Cassidy concludes that nothing comparable would happen should an amoklaufer flee his crime scene rather than killing himself, despite a shortage of examples to support the assumption. Had the recent California cop-killer holed up in a metropolitan area rather than the wilderness, we might have seem similar operations there. In the long term, however, Cassidy claims that "because of the association of guns and liberty in the minds of many Americans—an association assiduously promoted by the gun lobby—the political system no longer responds to gun deaths." That mistakes a part for a whole, of course, since the government responds to an extent but legislative rules enable a minority to thwart any response Cassidy might consider effective or appropriate. He toys with the idea that a mass shooting, rather than a bombing, at the Marathon may have created a critical mass in favor of the legislation that was actually defeated last week. But how many minds in this country remain open to change one way or the other, for any reason, on the gun issue? Our differences seem too fundamental for any episode to have that effect. One side believes that society can always be made safer; the other, convinced that society can't be made absolutely safe, worries that efforts toward that goal do more harm than good.
Cassidy includes a peculiar disclaimer in his article: "Let me make clear that I am not trying to equate, in any moral or legal sense, mass shootings that result from personal vendettas or psychological pathologies with acts of terrorism carried out for political purposes." But would it be wrong if he was?
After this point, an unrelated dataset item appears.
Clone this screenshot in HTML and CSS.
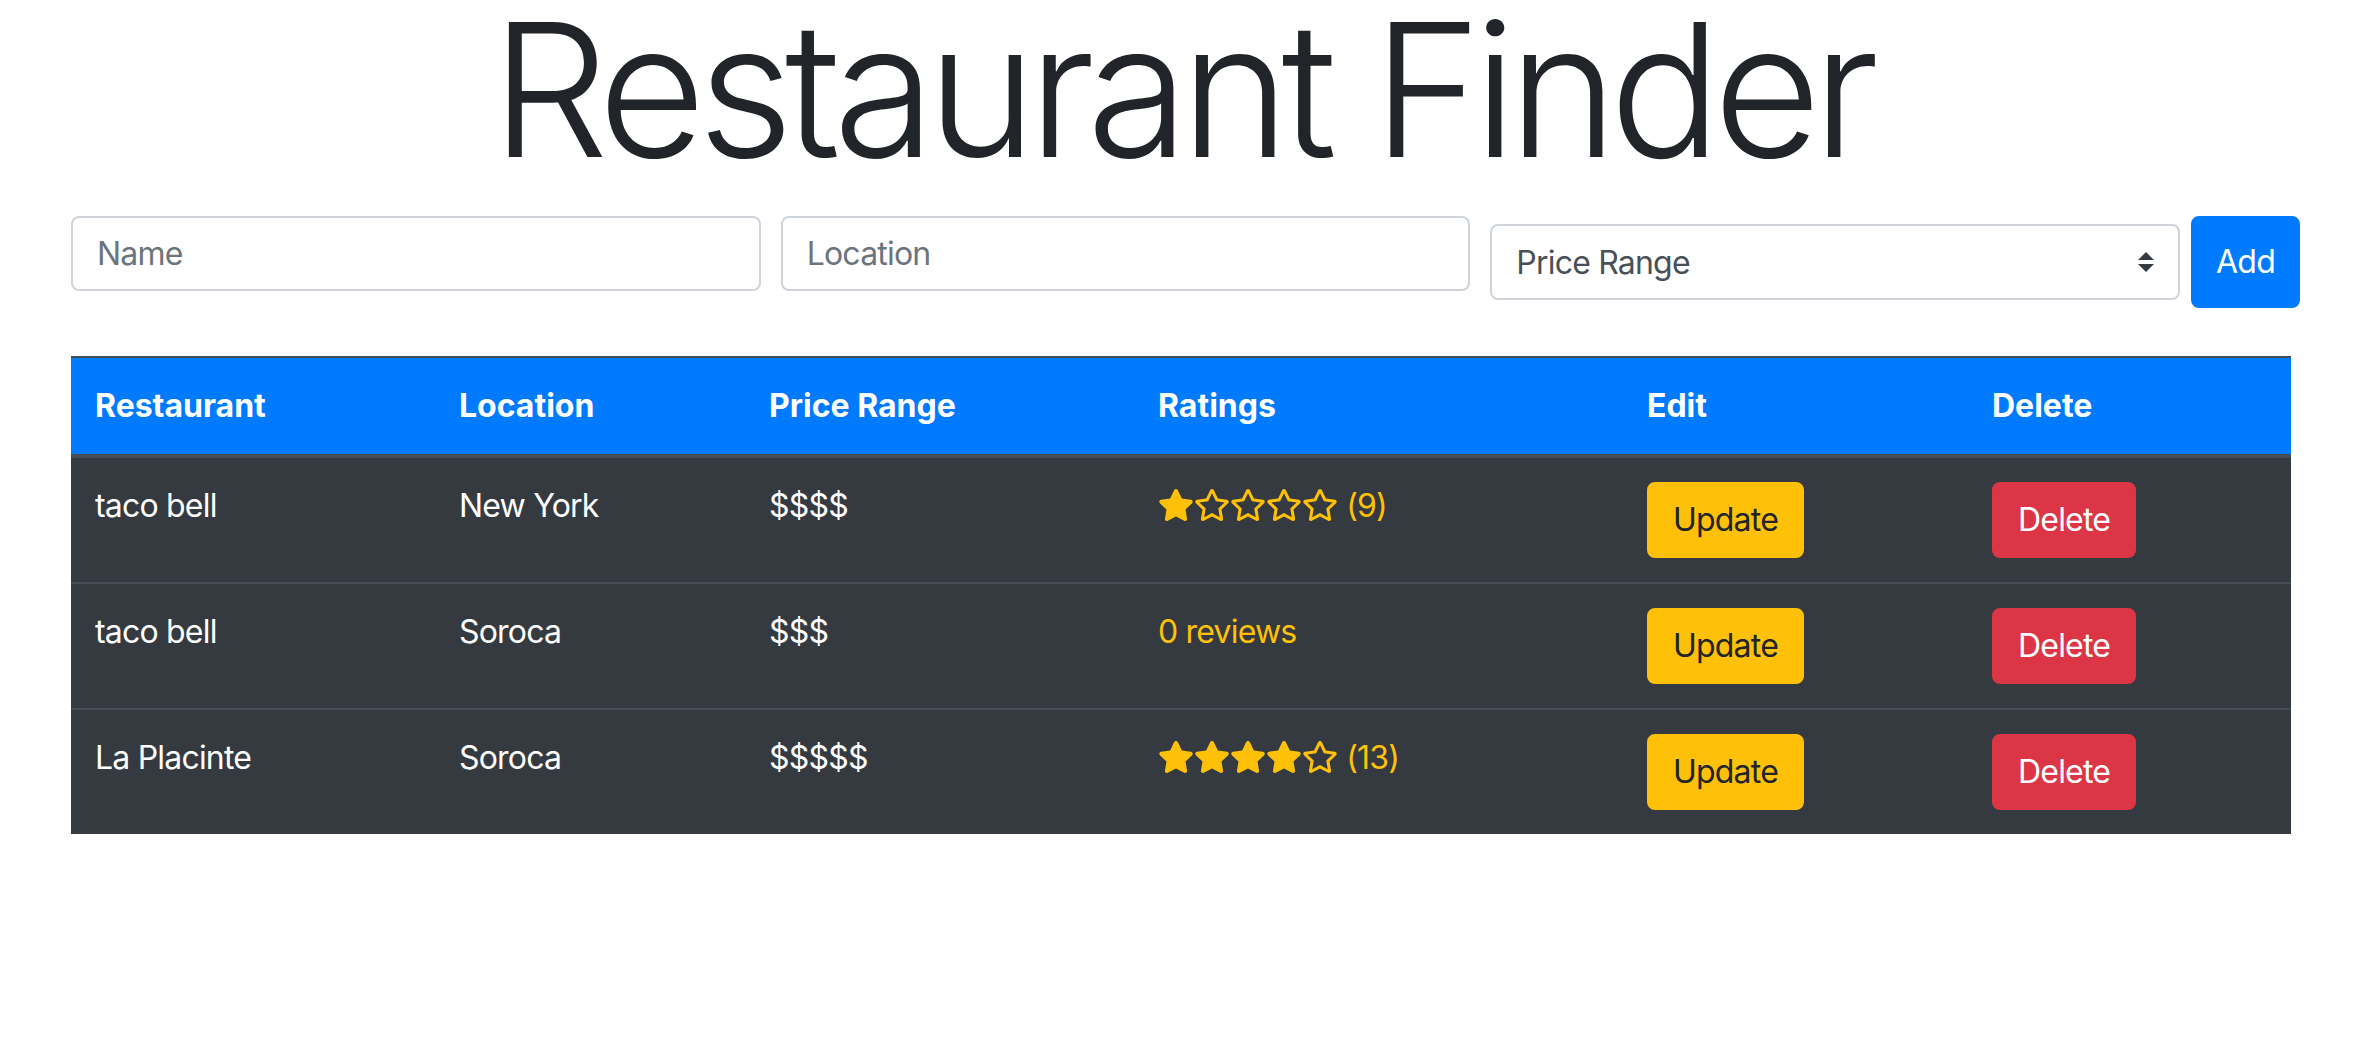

If he complains that amoklauf victims seem to count for less than terrorism victims, isn't he arguing for seeing these categories of crime as equal? The line separating the personal from the political isn't so solid as the disclaimer implies. The political is personal, or else no one would feel a need to kill over politics; the personal becomes political when someone abuses his perceived constitutional right and commits mass murder in public. The terrorist and the amoklaufer have in common an assumed entitlement to kill, for whatever reason. Not to equate them is to leave open the possibility that one or the other option is or might be more legitimate or permissible. I don't think Cassidy means to suggest that, but I'm not really sure what this disclaimer means, except that his article may not have been thought through thoroughly.
1 comment:
The government's reticence is quite easy to explain. The manufacturers of the chemicals and physical parts to make bombs don't contribute tens of millions of dollars to political campaigns. The manufacturers of guns do.
We, the people, are to blame for continuing to elect people who's every endeavour is to keep that political "status quo" going, with the two parties that control getting all the lucrative bribes, perks, gifts and lifestyle their political prostitution affords them.